What to underwrite next

  1. IFRS operating cash flow ex-securitization. The single most important number is whether operating cash flow turns positive without new ABS draws. Track operating cash flow against financing cash flow each period [2]; a quarter where operating cash flow is positive on its own merits is the upgrade signal.
  2. Captive-finance loan-loss coverage. Monitor ECL/allowance against gross financing receivables and the trajectory of merchant and consumer delinquencies. A second "one-off" credit charge after the $13.9m of 2025 would confirm chronic under-reserving [10].
  3. ABS facility draw levels and refinancing. Inventory ABS was already 87% drawn at Q1 2026 [7]; headroom and refinancing terms are the liquidity choke point given the operating burn. Watch facility renewals and any rise in funding cost.
  4. Inventory carrying value and refurbishment capitalization. Confirm the $83m of capitalized refurbishment clears through margin rather than reversing as write-downs [16].
  5. Metric definitions. Watch whether "AUTO1 Cash Flow," "trading cash flow," and "Corporate Net Debt" definitions stay constant or drift further from IFRS — a moving definition is itself the signal [6].

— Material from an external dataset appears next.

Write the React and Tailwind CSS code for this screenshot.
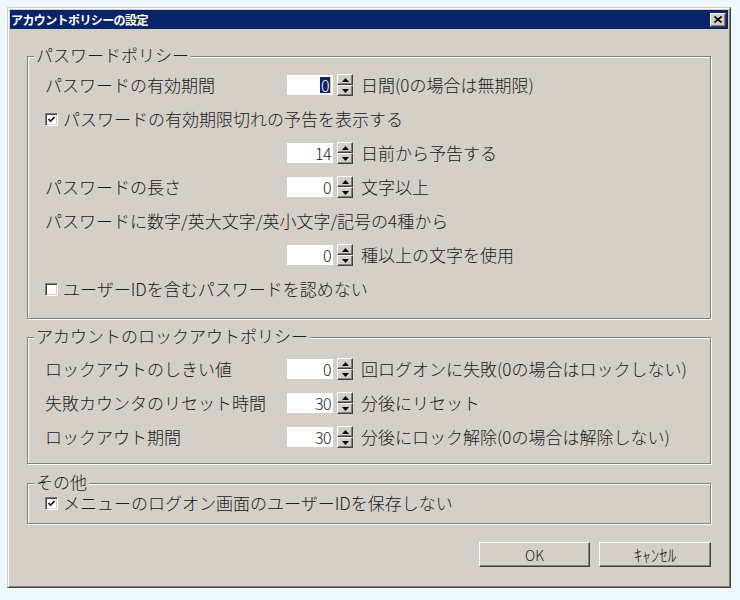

The decisive read. AUTO1's accounting risk is a valuation-and-position-sizing limiter, not yet a thesis breaker. The audited statements are faithful and unqualified; there is no restatement, no auditor or regulatory action, and the securitization is correctly classified where it counts. But the company is a securitization-funded, working-capital-hungry growth business that markets itself as a debt-free, self-funding cash generator — and that gap is wide, persistent, and structural. An investor should underwrite the −$544m IFRS operating cash flow and $1.59bn of net debt, not the "+$233m AUTO1 Cash Flow" and "no corporate debt," size the position for the funding dependency, and demand a margin of safety that reflects reliance on continued ABS access. If operating cash flow turns genuinely positive ex-ABS and the loan book seasons without further credit surprises, the grade — and the discount — should fall.